Look through the listing and locate every line containing the word "code"; copy those lines.

[START OF Provided data]

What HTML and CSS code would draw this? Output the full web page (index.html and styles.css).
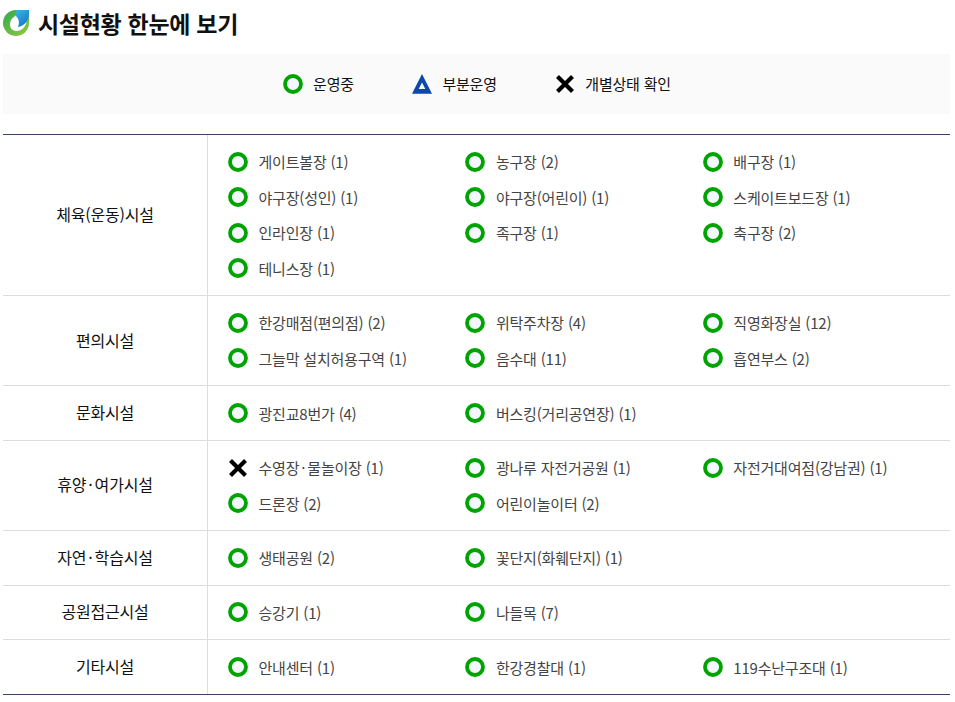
FILE: index.html
```html
<!DOCTYPE html>
<html lang="ko">
<head>
<meta charset="utf-8">
<title>시설현황 한눈에 보기</title>
<link rel="stylesheet" href="styles.css">
</head>
<body>
<svg width="0" height="0" class="defs">
  <defs>
    <symbol id="on" viewBox="0 0 20 20"><circle cx="10" cy="10" r="8" fill="#f4f7ff" stroke="#00a400" stroke-width="3.800"/></symbol>
    <symbol id="part" viewBox="0 0 20 20"><path d="M10 0 20 19.800H0ZM10 8.500 13.300 15H6.700Z" fill="#0d47a8" fill-rule="evenodd"/></symbol>
    <symbol id="off" viewBox="0 0 20 20"><path d="M2.500 2.500 17.500 17.500M17.500 2.500 2.500 17.500" fill="none" stroke="#000" stroke-width="4.200"/></symbol>
  </defs>
</svg>
<h1 class="title">
  <svg class="logo" viewBox="0 0 26 26"><defs><linearGradient id="g" x1="0" y1="0" x2=".8" y2="1"><stop offset="0" stop-color="#2fa84f"/><stop offset="1" stop-color="#8cc63f"/></linearGradient><linearGradient id="b" x1="0" y1="0" x2=".6" y2="1"><stop offset="0" stop-color="#3fb4e8"/><stop offset="1" stop-color="#1679c9"/></linearGradient></defs><path d="M26 0H13A13 13 0 1 0 26 13Z" fill="url(#g)"/><path d="M20 4C12 4 7 9 7 14.500 7 19 10.500 21.500 14.500 21 20 20.500 24 15 24 8Z" fill="#fff"/><path d="M26 0H14C12 3 12.500 6 14.500 8 16 10 16.500 13 15 17 21 16 26 11 26 4Z" fill="url(#b)"/></svg>
  시설현황 한눈에 보기
</h1>
<div class="legend">
  <span class="legend-item"><svg class="ico"><use href="#on"/></svg><span class="legend-text">운영중</span></span>
  <span class="legend-item"><svg class="ico"><use href="#part"/></svg><span class="legend-text">부분운영</span></span>
  <span class="legend-item"><svg class="ico"><use href="#off"/></svg><span class="legend-text">개별상태 확인</span></span>
</div>
<div class="table">
  <div class="row">
    <div class="head">체육(운동)시설</div>
    <ul class="cell">
      <li><svg class="ico"><use href="#on"/></svg>게이트볼장 (1)</li>
      <li><svg class="ico"><use href="#on"/></svg>농구장 (2)</li>
      <li><svg class="ico"><use href="#on"/></svg>배구장 (1)</li>
      <li><svg class="ico"><use href="#on"/></svg>야구장(성인) (1)</li>
      <li><svg class="ico"><use href="#on"/></svg>야구장(어린이) (1)</li>
      <li><svg class="ico"><use href="#on"/></svg>스케이트보드장 (1)</li>
      <li><svg class="ico"><use href="#on"/></svg>인라인장 (1)</li>
      <li><svg class="ico"><use href="#on"/></svg>족구장 (1)</li>
      <li><svg class="ico"><use href="#on"/></svg>축구장 (2)</li>
      <li><svg class="ico"><use href="#on"/></svg>테니스장 (1)</li>
    </ul>
  </div>
  <div class="row">
    <div class="head">편의시설</div>
    <ul class="cell">
      <li><svg class="ico"><use href="#on"/></svg>한강매점(편의점) (2)</li>
      <li><svg class="ico"><use href="#on"/></svg>위탁주차장 (4)</li>
      <li><svg class="ico"><use href="#on"/></svg>직영화장실 (12)</li>
      <li><svg class="ico"><use href="#on"/></svg>그늘막 설치허용구역 (1)</li>
      <li><svg class="ico"><use href="#on"/></svg>음수대 (11)</li>
      <li><svg class="ico"><use href="#on"/></svg>흡연부스 (2)</li>
    </ul>
  </div>
  <div class="row">
    <div class="head">문화시설</div>
    <ul class="cell">
      <li><svg class="ico"><use href="#on"/></svg>광진교8번가 (4)</li>
      <li><svg class="ico"><use href="#on"/></svg>버스킹(거리공연장) (1)</li>
    </ul>
  </div>
  <div class="row">
    <div class="head"><span>휴양<span class="dot">·</span>여가시설</span></div>
    <ul class="cell">
      <li><svg class="ico"><use href="#off"/></svg><span>수영장<span class="dot">·</span>물놀이장 (1)</span></li>
      <li><svg class="ico"><use href="#on"/></svg>광나루 자전거공원 (1)</li>
      <li><svg class="ico"><use href="#on"/></svg>자전거대여점(강남권) (1)</li>
      <li><svg class="ico"><use href="#on"/></svg>드론장 (2)</li>
      <li><svg class="ico"><use href="#on"/></svg>어린이놀이터 (2)</li>
    </ul>
  </div>
  <div class="row">
    <div class="head"><span>자연<span class="dot">·</span>학습시설</span></div>
    <ul class="cell">
      <li><svg class="ico"><use href="#on"/></svg>생태공원 (2)</li>
      <li><svg class="ico"><use href="#on"/></svg>꽃단지(화훼단지) (1)</li>
    </ul>
  </div>
  <div class="row">
    <div class="head">공원접근시설</div>
    <ul class="cell">
      <li><svg class="ico"><use href="#on"/></svg>승강기 (1)</li>
      <li><svg class="ico"><use href="#on"/></svg>나들목 (7)</li>
    </ul>
  </div>
  <div class="row">
    <div class="head">기타시설</div>
    <ul class="cell">
      <li><svg class="ico"><use href="#on"/></svg>안내센터 (1)</li>
      <li><svg class="ico"><use href="#on"/></svg>한강경찰대 (1)</li>
      <li><svg class="ico"><use href="#on"/></svg>119수난구조대 (1)</li>
    </ul>
  </div>
</div>
</body>
</html>
```
FILE: styles.css
```css
* { box-sizing: border-box; }
html, body { margin: 0; padding: 0; }
body {
  background: #fff;
  font-family: "Noto Sans CJK KR", "Noto Sans", sans-serif;
  font-size: 15px;
  letter-spacing: -0.2px;
  color: #444;
  padding: 0 5px 0 3px;
}
.defs { position: absolute; }
.title {
  display: flex;
  align-items: center;
  gap: 9px;
  height: 54px;
  margin: 0;
  padding-bottom: 8px;
  font-size: 23px;
  font-weight: 700;
  color: #111;
  letter-spacing: -0.3px;
}
.logo { width: 26px; height: 26px; flex: none; }
.legend {
  display: flex;
  justify-content: center;
  align-items: center;
  gap: 58.5px;
  height: 60px;
  padding-left: 1px;
  background: #fafafa;
  color: #111;
}
.legend-item { display: flex; align-items: center; gap: 10px; }
.legend-text { padding-bottom: 2px; }
.ico { width: 20px; height: 20px; flex: none; }
.dot { margin: 0 2px; }
.table {
  margin-top: 20px;
  border-top: 1px solid #3b4463;
  border-bottom: 1px solid #3b4463;
}
.row { display: flex; border-bottom: 1px solid #ddd; }
.row:last-child { border-bottom: 0; }
.head {
  flex: 0 0 205px;
  display: flex;
  align-items: center;
  justify-content: center;
  padding-bottom: 2px;
  border-right: 1px solid #ddd;
  font-size: 16px;
  color: #111;
}
.cell {
  flex: 1;
  display: grid;
  grid-template-columns: repeat(3, 237.4px);
  margin: 0;
  padding: 9.07px 0 9.07px 20px;
  list-style: none;
}
.cell li {
  display: flex;
  align-items: center;
  gap: 10.5px;
  height: 35.5px;
  white-space: nowrap;
}
```
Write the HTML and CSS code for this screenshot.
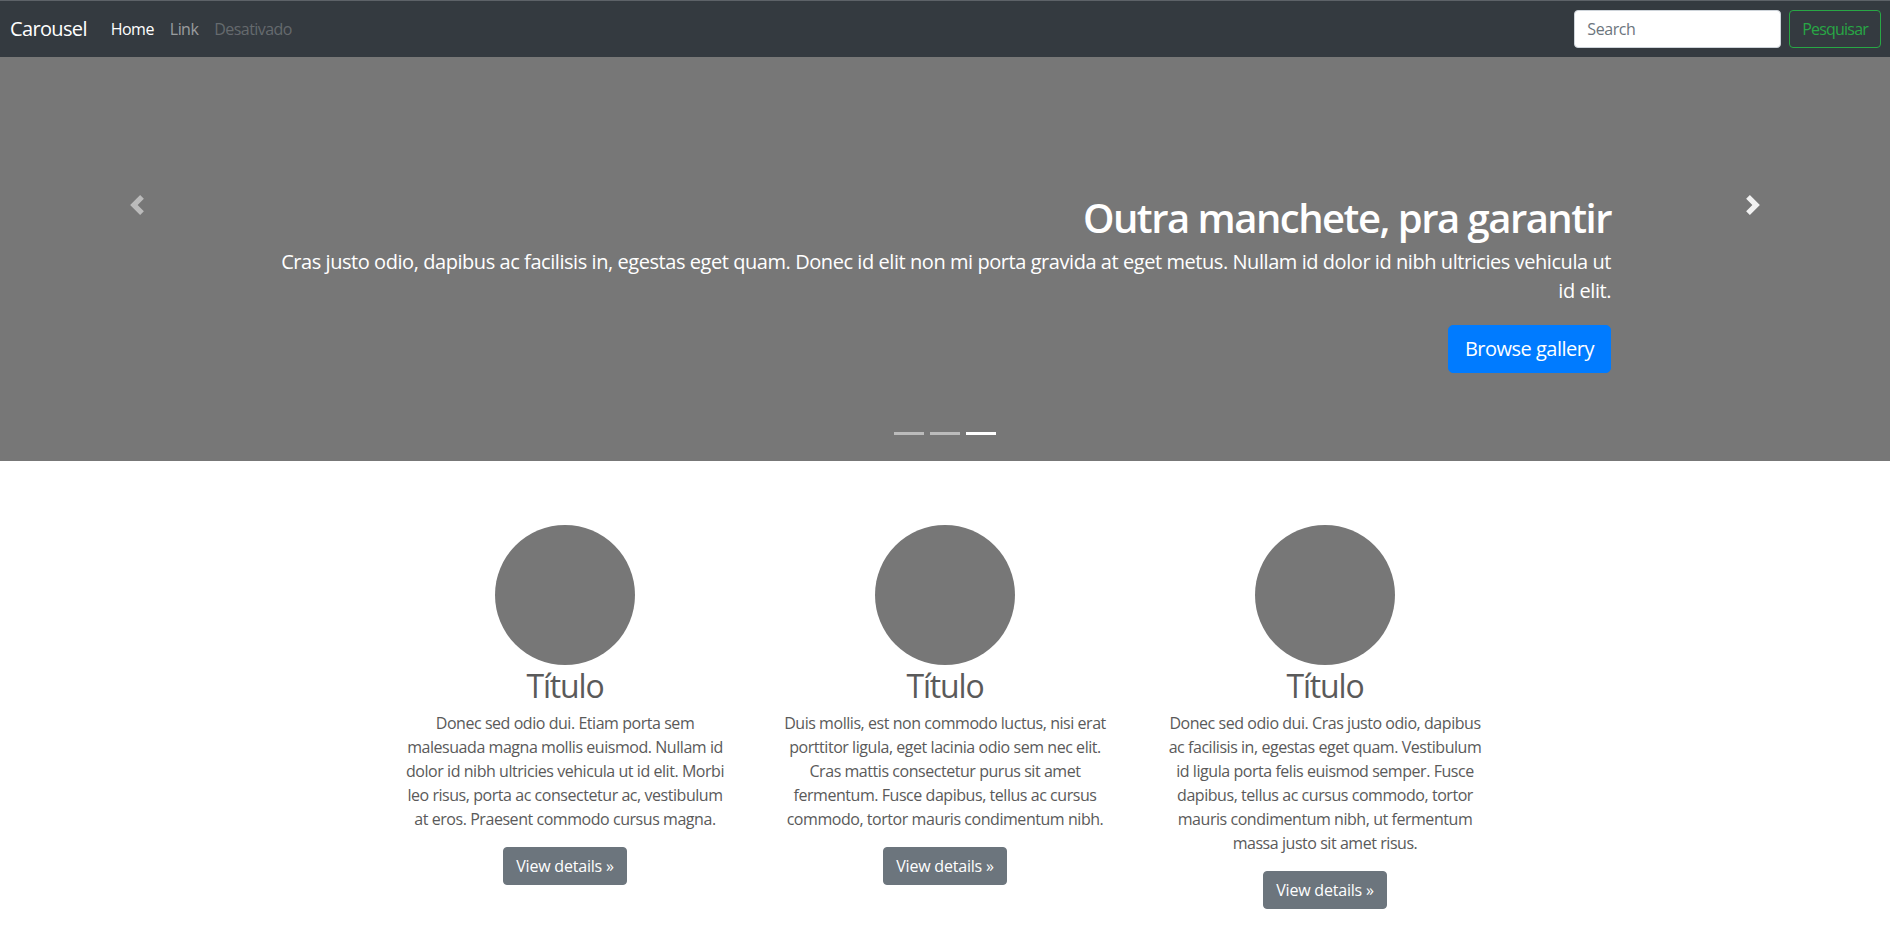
FILE: index.html
```html
<!DOCTYPE html>
<html lang="pt-BR">
<head>
<meta charset="utf-8">
<title>Carousel</title>
<link rel="stylesheet" href="styles.css">
</head>
<body>
<header class="navbar">
  <a class="brand" href="#">Carousel</a>
  <ul class="nav">
    <li class="active"><a href="#">Home</a></li>
    <li><a href="#">Link</a></li>
    <li class="disabled"><a href="#">Desativado</a></li>
  </ul>
  <form class="search">
    <input type="text" placeholder="Search">
    <button type="button" class="btn-outline">Pesquisar</button>
  </form>
</header>

<section class="carousel">
  <a class="control prev" href="#">
    <svg width="20" height="20" viewBox="0 0 8 8" fill="#fff"><path d="M5.25 0l-4 4 4 4 1.5-1.5L4.25 4l2.5-2.5L5.25 0z"/></svg>
  </a>
  <div class="caption">
    <h1>Outra manchete, pra garantir</h1>
    <p>Cras justo odio, dapibus ac facilisis in, egestas eget quam. Donec id elit non mi porta gravida at eget metus. Nullam id dolor id nibh ultricies vehicula ut id elit.</p>
    <div class="actions"><a class="btn-lg" href="#">Browse gallery</a></div>
  </div>
  <a class="control next" href="#">
    <svg width="20" height="20" viewBox="0 0 8 8" fill="#fff"><path d="M2.75 0l-1.5 1.5L3.75 4l-2.5 2.5L2.75 8l4-4-4-4z"/></svg>
  </a>
  <ol class="indicators">
    <li></li>
    <li></li>
    <li class="active"></li>
  </ol>
</section>

<main class="marketing">
  <div class="feature">
    <div class="circle"></div>
    <h2>Título</h2>
    <p>Donec sed odio dui. Etiam porta sem malesuada magna mollis euismod. Nullam id dolor id nibh ultricies vehicula ut id elit. Morbi leo risus, porta ac consectetur ac, vestibulum at eros. Praesent commodo cursus magna.</p>
    <a class="btn-secondary" href="#">View details »</a>
  </div>
  <div class="feature">
    <div class="circle"></div>
    <h2>Título</h2>
    <p>Duis mollis, est non commodo luctus, nisi erat porttitor ligula, eget lacinia odio sem nec elit. Cras mattis consectetur purus sit amet fermentum. Fusce dapibus, tellus ac cursus commodo, tortor mauris condimentum nibh.</p>
    <a class="btn-secondary" href="#">View details »</a>
  </div>
  <div class="feature">
    <div class="circle"></div>
    <h2>Título</h2>
    <p>Donec sed odio dui. Cras justo odio, dapibus ac facilisis in, egestas eget quam. Vestibulum id ligula porta felis euismod semper. Fusce dapibus, tellus ac cursus commodo, tortor mauris condimentum nibh, ut fermentum massa justo sit amet risus.</p>
    <a class="btn-secondary" href="#">View details »</a>
  </div>
</main>
</body>
</html>
```

FILE: styles.css
```css
* { box-sizing: border-box; }

body {
  margin: 0;
  font-family: "Open Sans", "Noto Sans", sans-serif;
  color: #5a5a5a;
  background: #fff;
}

a { text-decoration: none; }

/* navbar */
.navbar {
  display: flex;
  align-items: center;
  height: 57px;
  border-top: 1px solid #5d6268;
  background: #343a40;
  padding: 0 9px 0 10px;
}
.brand {
  font-size: 20px;
  line-height: 30px;
  letter-spacing: -0.65px;
  color: #fff;
  margin-right: 16px;
}
.nav {
  display: flex;
  flex: 1;
  list-style: none;
  margin: 0;
  padding: 0;
}
.nav a {
  display: block;
  padding: 8px;
  font-size: 16px;
  line-height: 24px;
  letter-spacing: -0.55px;
  color: rgba(255, 255, 255, .5);
}
.nav .active a { color: #fff; }
.nav .disabled a { color: rgba(255, 255, 255, .25); }

.search {
  display: flex;
  gap: 8px;
  margin: 0;
}
.search input {
  width: 207px;
  height: 38px;
  padding: 6px 12px;
  font-family: inherit;
  font-size: 16px;
  letter-spacing: -0.4px;
  color: #495057;
  background: #fff;
  border: 1px solid #ced4da;
  border-radius: 4px;
}
.search input::placeholder { color: #6c757d; }
.btn-outline {
  height: 38px;
  padding: 6px 12px;
  font-family: inherit;
  font-size: 16px;
  line-height: 24px;
  letter-spacing: -0.8px;
  color: #28a745;
  background: transparent;
  border: 1px solid #28a745;
  border-radius: 4px;
}

/* carousel */
.carousel {
  position: relative;
  height: 404px;
  background: #777;
}
.control {
  position: absolute;
  top: 0;
  width: 274px;
  height: 295px;
  display: flex;
  align-items: center;
  justify-content: center;
}
.control svg { display: block; }
.prev { left: 0; opacity: .5; }
.next { right: 0; opacity: .9; }

.caption {
  position: absolute;
  left: 268px;
  right: 279px;
  bottom: 48px;
  padding: 20px 0;
  text-align: right;
  color: #fff;
}
.caption h1 {
  margin: 0 0 5px;
  font-size: 40px;
  font-weight: 600;
  line-height: 48px;
  letter-spacing: -1.5px;
}
.caption p {
  margin: 0 0 20px;
  font-size: 20px;
  line-height: 29px;
  letter-spacing: -0.44px;
}
.caption .actions {
  display: flex;
  justify-content: flex-end;
  margin-bottom: 20px;
}
.btn-lg {
  display: block;
  padding: 8px 16px;
  font-size: 20px;
  line-height: 30px;
  letter-spacing: -0.5px;
  color: #fff;
  background: #007bff;
  border: 1px solid #007bff;
  border-radius: 5px;
}

.indicators {
  position: absolute;
  left: 0;
  right: 0;
  bottom: 26px;
  display: flex;
  justify-content: center;
  gap: 6px;
  margin: 0;
  padding: 0;
  list-style: none;
}
.indicators li {
  width: 30px;
  height: 3px;
  background: #fff;
  opacity: .5;
}
.indicators li.active { opacity: 1; }

/* marketing */
.marketing {
  width: 1140px;
  margin: 64px auto 0;
  display: grid;
  grid-template-columns: repeat(3, 1fr);
}
.feature {
  padding: 0 15px;
  text-align: center;
}
.circle {
  width: 140px;
  height: 140px;
  margin: 0 auto;
  border-radius: 50%;
  background: #777;
}
.feature h2 {
  margin: 2px 0 6px;
  font-size: 32px;
  font-weight: 400;
  line-height: 38px;
  letter-spacing: -1.2px;
}
.feature p {
  margin: 0 12px 16px;
  font-size: 16px;
  line-height: 24px;
  letter-spacing: -0.45px;
}
.btn-secondary {
  display: inline-block;
  padding: 6px 12px;
  font-size: 16px;
  line-height: 24px;
  letter-spacing: -0.2px;
  color: #fff;
  background: #6c757d;
  border: 1px solid #6c757d;
  border-radius: 4px;
}
```
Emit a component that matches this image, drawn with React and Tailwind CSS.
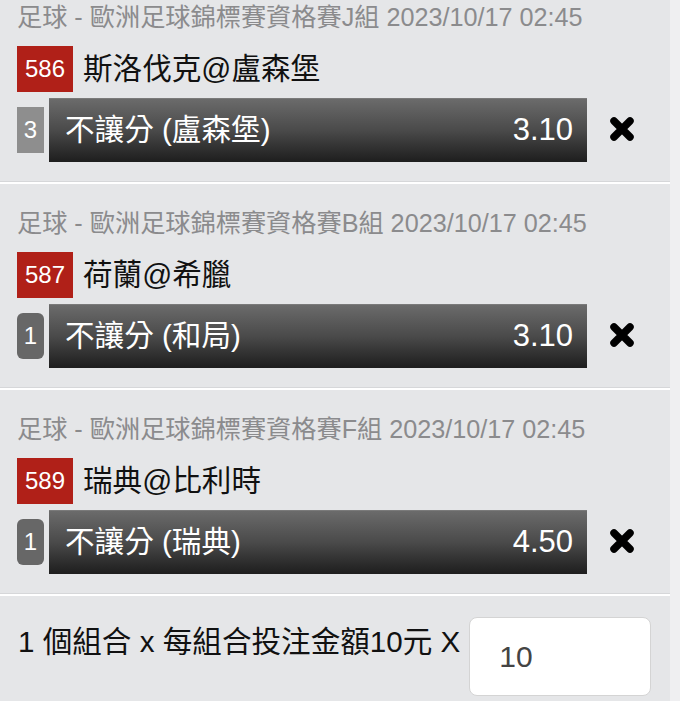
const FONT = { fontFamily: '"Liberation Sans", "Noto Sans CJK TC", sans-serif' };

const bets = [
  {
    league: '足球 - 歐洲足球錦標賽資格賽J組 2023/10/17 02:45',
    no: '586',
    match: '斯洛伐克@盧森堡',
    count: '3',
    square: true,
    pick: '不讓分 (盧森堡)',
    odds: '3.10',
  },
  {
    league: '足球 - 歐洲足球錦標賽資格賽B組 2023/10/17 02:45',
    no: '587',
    match: '荷蘭@希臘',
    count: '1',
    pick: '不讓分 (和局)',
    odds: '3.10',
  },
  {
    league: '足球 - 歐洲足球錦標賽資格賽F組 2023/10/17 02:45',
    no: '589',
    match: '瑞典@比利時',
    count: '1',
    pick: '不讓分 (瑞典)',
    odds: '4.50',
  },
];

function CloseIcon() {
  return (
    <svg width="32" height="32" viewBox="0 0 32 32">
      <path d="M8 8 L24 24 M24 8 L8 24" stroke="#000" strokeWidth="7.5" strokeLinecap="round" />
    </svg>
  );
}

function BetRow({ bet, first }) {
  return (
    <section className={`px-[17px] pt-[24px] pb-[19px] ${first ? '-mt-[22px]' : ''}`}>
      <div className="h-[32px] flex items-center text-[25.2px] text-[#8b8b8d] whitespace-nowrap">{bet.league}</div>
      <div className="mt-[12px] flex items-center gap-[10px]">
        <span className="w-[56px] h-[46px] bg-[#b02018] text-white text-[24px] flex items-center justify-center">
          {bet.no}
        </span>
        <span className="text-[29.6px] text-[#111]">{bet.match}</span>
      </div>
      <div className="mt-[6px] flex items-center">
        <span
          className={`w-[27px] h-[46px] flex items-center justify-center text-white text-[24px] ${
            bet.square ? 'bg-[#8e8e8e]' : 'bg-[#676767] rounded-md'
          }`}
        >
          {bet.count}
        </span>
        <div className="ml-[5px] w-[538px] h-[64px] border-t border-[#7a7a7a] bg-linear-to-b from-[#6b6b6b] via-[#4a4a4a] to-[#1e1e1e] flex items-center justify-between pl-[16px] pr-[14px] text-white">
          <span className="text-[29.6px]">{bet.pick}</span>
          <span className="text-[31px]">{bet.odds}</span>
        </div>
        <div className="ml-[19px] -mt-[3px]">
          <CloseIcon />
        </div>
      </div>
    </section>
  );
}

export default function App() {
  return (
    <div className="w-[680px] h-[701px] overflow-hidden bg-[#efeff1] flex" style={FONT}>
      <main className="w-[670px] bg-[#e5e6e8]">
        {bets.map((bet, i) => (
          <div key={bet.no}>
            <BetRow bet={bet} first={i === 0} />
            <div className="h-[1px] bg-[#d6d7d9]" />
            <div className="h-[2px] bg-white" />
          </div>
        ))}
        <div className="flex items-start pl-[18px] pt-[21px]">
          <span className="text-[29.6px] text-[#111] mt-[3px] whitespace-nowrap">1 個組合 x 每組合投注金額10元 X</span>
          <div className="ml-[9px] w-[182px] h-[79px] bg-white rounded-lg border border-[#d4d4d4] flex items-center pl-[29px] text-[30px] text-[#444]">
            10
          </div>
        </div>
      </main>
    </div>
  );
}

[END OF Provided data]

Exercise output —
What HTML and CSS code would draw this? Output the full web page (index.html and styles.css).
Write the HTML and CSS code for this screenshot.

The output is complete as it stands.